Abraham interceded for Sodom
but Jonah couldn’t have cared less
if Nineveh had harbored one
relatively innocent inhabitant
or even one hundred and twenty.
They all looked alike to him—
seeing he hadn’t tried to see them.
But God’s vision is better than twenty-twenty. (Thomas John Carlisle)

But then, the vision and the power of the words of the prophet were never about the prophet.

Forty days more and Nineveh shall be destroyed.” 

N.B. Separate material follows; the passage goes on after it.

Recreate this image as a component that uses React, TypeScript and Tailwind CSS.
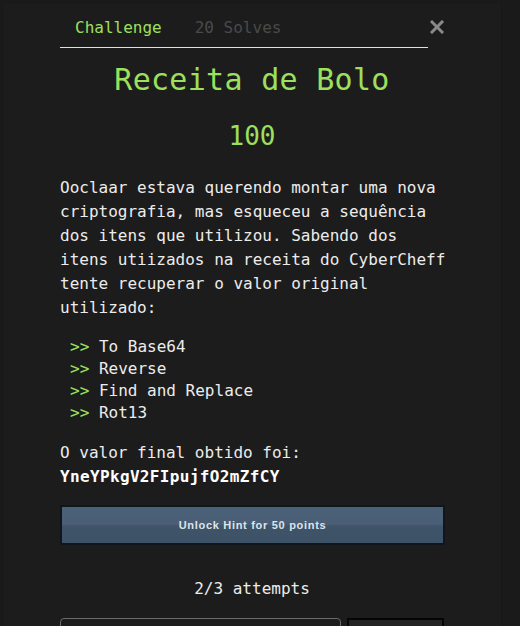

The word “destroyed” hā·p̄ǎḵ means to overthrow (most often), change, turn, or disturb. It is the word used to describe the destruction of Sodom and Gomorrah (Gen. 19:25; Lam. 4:6; Amos 4:11). But one wonders if there is an intentional word play at hand. Sometimes the verb hā·p̄ǎḵ means to “overturn.” (2 Kgs 21:13, ‘to overturn a plate’). However, it can also mean ‘to turn around’, ‘transform’ (1 Kgs 22:34, ‘to turn around a chariot’; Jer. 13:23, ‘to transform one’s appearance’). With these different connotations the use of the word here is hardly accidental. Although Nineveh was not overturned, it did experience a turn around. Perhaps overthinking the use of the word, but it is interesting that the very proclamation offers the two choices: “destruction” or “turn around, transform” and repent.